Direction - Repeat the material below exactly, with no pictures.

Data for this exercise -

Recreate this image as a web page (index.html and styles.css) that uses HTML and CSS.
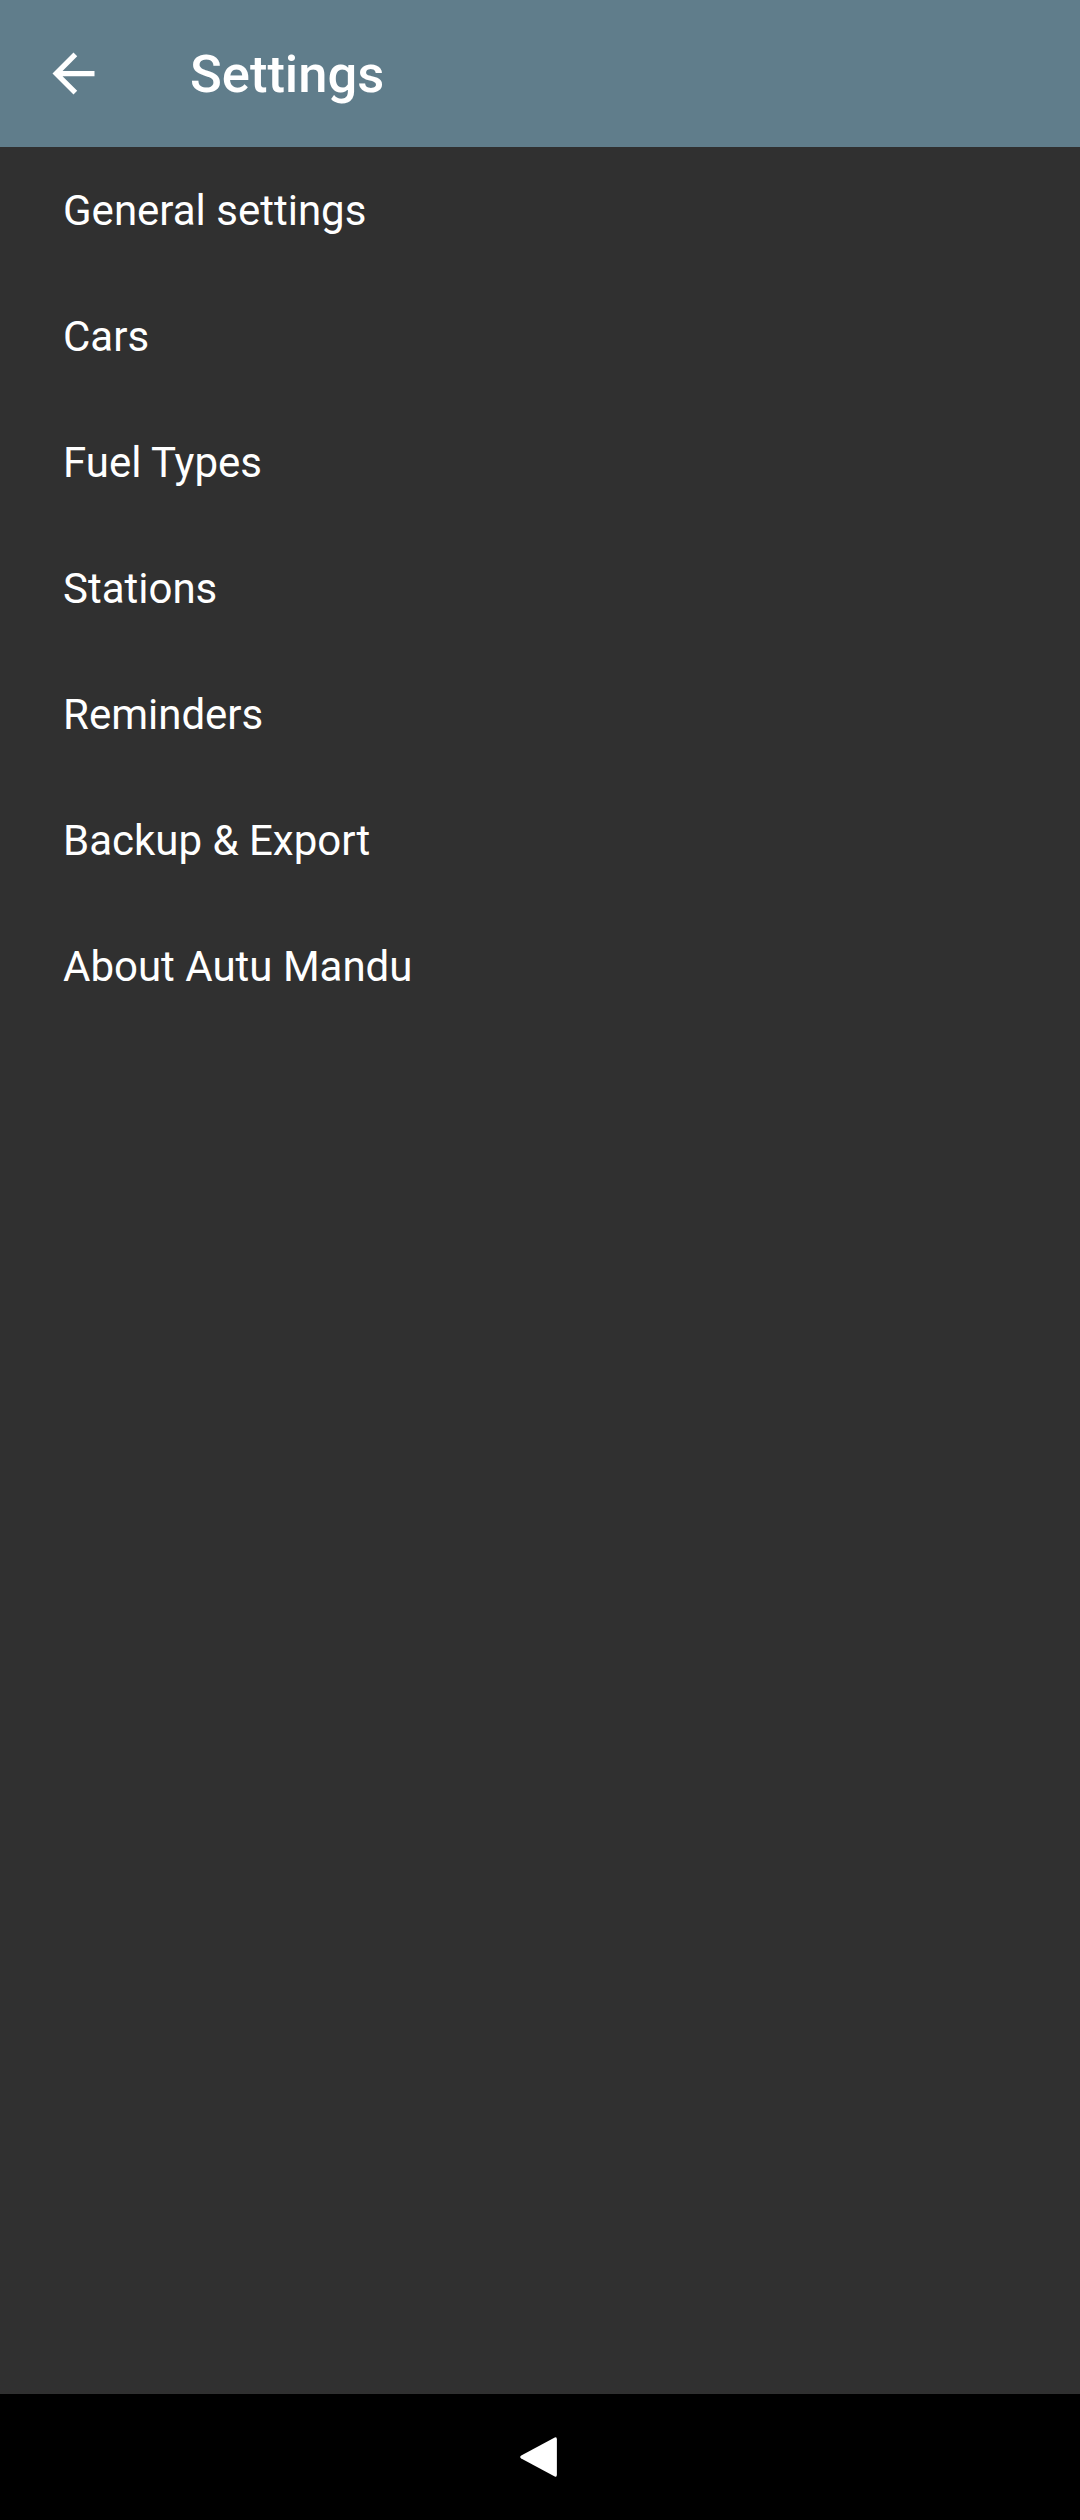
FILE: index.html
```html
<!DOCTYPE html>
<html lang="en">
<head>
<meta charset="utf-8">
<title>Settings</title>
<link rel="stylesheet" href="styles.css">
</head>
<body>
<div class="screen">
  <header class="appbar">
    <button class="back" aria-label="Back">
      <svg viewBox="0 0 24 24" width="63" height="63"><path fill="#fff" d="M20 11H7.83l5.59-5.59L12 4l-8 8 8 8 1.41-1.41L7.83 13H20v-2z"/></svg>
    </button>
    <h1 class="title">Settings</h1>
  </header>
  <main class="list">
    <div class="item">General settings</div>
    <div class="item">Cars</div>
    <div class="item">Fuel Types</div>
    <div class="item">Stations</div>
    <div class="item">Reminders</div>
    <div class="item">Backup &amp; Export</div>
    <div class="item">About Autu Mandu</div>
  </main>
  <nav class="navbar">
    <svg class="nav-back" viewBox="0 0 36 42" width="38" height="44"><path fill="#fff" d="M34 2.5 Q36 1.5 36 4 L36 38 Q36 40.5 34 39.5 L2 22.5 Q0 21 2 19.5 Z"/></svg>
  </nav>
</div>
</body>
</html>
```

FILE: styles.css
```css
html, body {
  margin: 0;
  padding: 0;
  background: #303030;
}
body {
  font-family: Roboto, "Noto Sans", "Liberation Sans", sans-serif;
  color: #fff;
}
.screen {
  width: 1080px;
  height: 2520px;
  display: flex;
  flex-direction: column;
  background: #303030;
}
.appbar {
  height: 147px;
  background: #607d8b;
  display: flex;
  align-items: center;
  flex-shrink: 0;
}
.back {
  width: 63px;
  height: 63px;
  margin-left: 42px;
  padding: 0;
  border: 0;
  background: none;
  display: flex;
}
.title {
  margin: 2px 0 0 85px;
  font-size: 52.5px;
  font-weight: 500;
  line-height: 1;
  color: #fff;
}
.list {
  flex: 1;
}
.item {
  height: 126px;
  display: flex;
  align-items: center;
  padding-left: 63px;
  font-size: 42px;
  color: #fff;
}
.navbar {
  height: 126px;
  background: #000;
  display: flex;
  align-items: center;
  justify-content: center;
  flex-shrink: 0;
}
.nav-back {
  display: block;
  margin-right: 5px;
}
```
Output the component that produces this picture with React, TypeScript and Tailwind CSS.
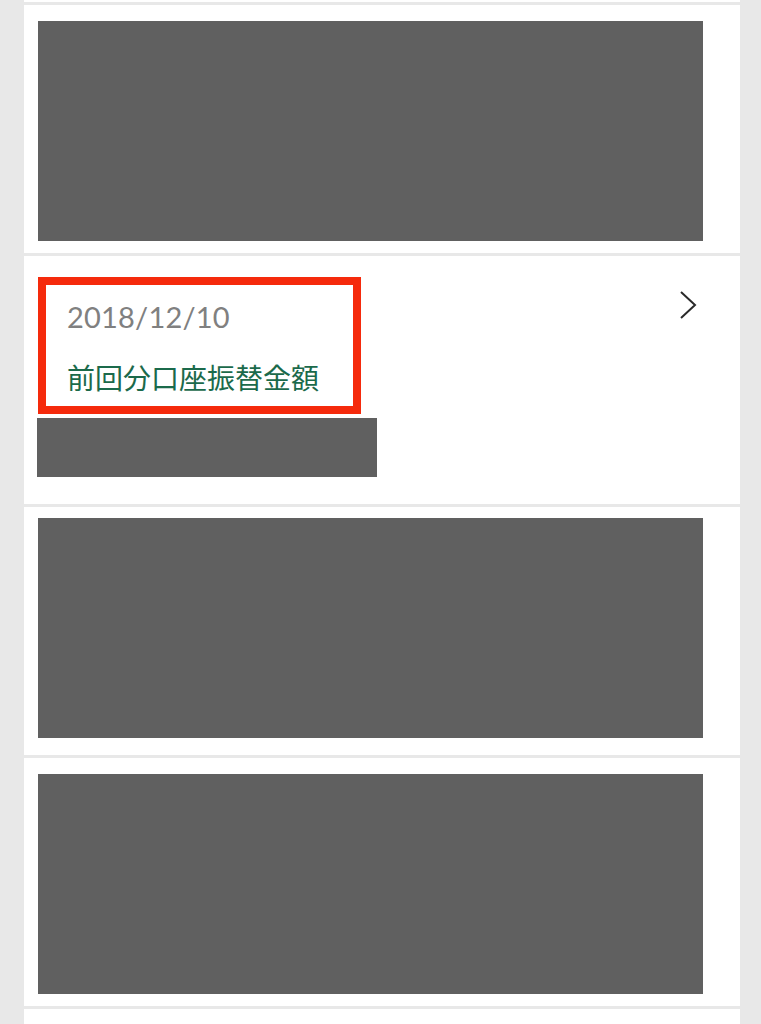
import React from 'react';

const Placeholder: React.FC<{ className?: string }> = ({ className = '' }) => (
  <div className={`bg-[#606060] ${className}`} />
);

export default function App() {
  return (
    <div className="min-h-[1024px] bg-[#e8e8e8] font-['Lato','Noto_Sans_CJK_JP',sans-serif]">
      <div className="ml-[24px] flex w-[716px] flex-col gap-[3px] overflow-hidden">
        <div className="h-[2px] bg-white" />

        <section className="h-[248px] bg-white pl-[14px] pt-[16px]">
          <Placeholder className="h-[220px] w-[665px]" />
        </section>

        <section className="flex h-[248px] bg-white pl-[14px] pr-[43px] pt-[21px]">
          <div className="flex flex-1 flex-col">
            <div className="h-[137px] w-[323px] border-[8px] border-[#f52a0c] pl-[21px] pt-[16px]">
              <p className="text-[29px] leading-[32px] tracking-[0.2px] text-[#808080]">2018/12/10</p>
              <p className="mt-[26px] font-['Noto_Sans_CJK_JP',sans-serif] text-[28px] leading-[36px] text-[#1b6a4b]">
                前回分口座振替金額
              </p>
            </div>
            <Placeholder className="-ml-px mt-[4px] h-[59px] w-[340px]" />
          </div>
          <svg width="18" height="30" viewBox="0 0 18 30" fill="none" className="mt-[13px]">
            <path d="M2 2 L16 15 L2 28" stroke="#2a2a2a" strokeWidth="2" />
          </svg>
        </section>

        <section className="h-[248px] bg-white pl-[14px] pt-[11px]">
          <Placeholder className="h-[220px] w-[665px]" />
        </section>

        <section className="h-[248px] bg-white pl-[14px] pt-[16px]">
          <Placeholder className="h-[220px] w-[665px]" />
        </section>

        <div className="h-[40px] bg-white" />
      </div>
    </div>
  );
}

Solution to this exercise -
Recreate this image as a web page (index.html and styles.css) that uses HTML and CSS.
FILE: index.html
```html
<!DOCTYPE html>
<html lang="en">
<head>
<meta charset="utf-8">
<title>Settings</title>
<link rel="stylesheet" href="styles.css">
</head>
<body>
<div class="screen">
  <header class="appbar">
    <button class="back" aria-label="Back">
      <svg viewBox="0 0 24 24" width="63" height="63"><path fill="#fff" d="M20 11H7.83l5.59-5.59L12 4l-8 8 8 8 1.41-1.41L7.83 13H20v-2z"/></svg>
    </button>
    <h1 class="title">Settings</h1>
  </header>
  <main class="list">
    <div class="item">General settings</div>
    <div class="item">Cars</div>
    <div class="item">Fuel Types</div>
    <div class="item">Stations</div>
    <div class="item">Reminders</div>
    <div class="item">Backup &amp; Export</div>
    <div class="item">About Autu Mandu</div>
  </main>
  <nav class="navbar">
    <svg class="nav-back" viewBox="0 0 36 42" width="38" height="44"><path fill="#fff" d="M34 2.5 Q36 1.5 36 4 L36 38 Q36 40.5 34 39.5 L2 22.5 Q0 21 2 19.5 Z"/></svg>
  </nav>
</div>
</body>
</html>
```

FILE: styles.css
```css
html, body {
  margin: 0;
  padding: 0;
  background: #303030;
}
body {
  font-family: Roboto, "Noto Sans", "Liberation Sans", sans-serif;
  color: #fff;
}
.screen {
  width: 1080px;
  height: 2520px;
  display: flex;
  flex-direction: column;
  background: #303030;
}
.appbar {
  height: 147px;
  background: #607d8b;
  display: flex;
  align-items: center;
  flex-shrink: 0;
}
.back {
  width: 63px;
  height: 63px;
  margin-left: 42px;
  padding: 0;
  border: 0;
  background: none;
  display: flex;
}
.title {
  margin: 2px 0 0 85px;
  font-size: 52.5px;
  font-weight: 500;
  line-height: 1;
  color: #fff;
}
.list {
  flex: 1;
}
.item {
  height: 126px;
  display: flex;
  align-items: center;
  padding-left: 63px;
  font-size: 42px;
  color: #fff;
}
.navbar {
  height: 126px;
  background: #000;
  display: flex;
  align-items: center;
  justify-content: center;
  flex-shrink: 0;
}
.nav-back {
  display: block;
  margin-right: 5px;
}
```
Output the component that produces this picture with React, TypeScript and Tailwind CSS.
import React from 'react';

const Placeholder: React.FC<{ className?: string }> = ({ className = '' }) => (
  <div className={`bg-[#606060] ${className}`} />
);

export default function App() {
  return (
    <div className="min-h-[1024px] bg-[#e8e8e8] font-['Lato','Noto_Sans_CJK_JP',sans-serif]">
      <div className="ml-[24px] flex w-[716px] flex-col gap-[3px] overflow-hidden">
        <div className="h-[2px] bg-white" />

        <section className="h-[248px] bg-white pl-[14px] pt-[16px]">
          <Placeholder className="h-[220px] w-[665px]" />
        </section>

        <section className="flex h-[248px] bg-white pl-[14px] pr-[43px] pt-[21px]">
          <div className="flex flex-1 flex-col">
            <div className="h-[137px] w-[323px] border-[8px] border-[#f52a0c] pl-[21px] pt-[16px]">
              <p className="text-[29px] leading-[32px] tracking-[0.2px] text-[#808080]">2018/12/10</p>
              <p className="mt-[26px] font-['Noto_Sans_CJK_JP',sans-serif] text-[28px] leading-[36px] text-[#1b6a4b]">
                前回分口座振替金額
              </p>
            </div>
            <Placeholder className="-ml-px mt-[4px] h-[59px] w-[340px]" />
          </div>
          <svg width="18" height="30" viewBox="0 0 18 30" fill="none" className="mt-[13px]">
            <path d="M2 2 L16 15 L2 28" stroke="#2a2a2a" strokeWidth="2" />
          </svg>
        </section>

        <section className="h-[248px] bg-white pl-[14px] pt-[11px]">
          <Placeholder className="h-[220px] w-[665px]" />
        </section>

        <section className="h-[248px] bg-white pl-[14px] pt-[16px]">
          <Placeholder className="h-[220px] w-[665px]" />
        </section>

        <div className="h-[40px] bg-white" />
      </div>
    </div>
  );
}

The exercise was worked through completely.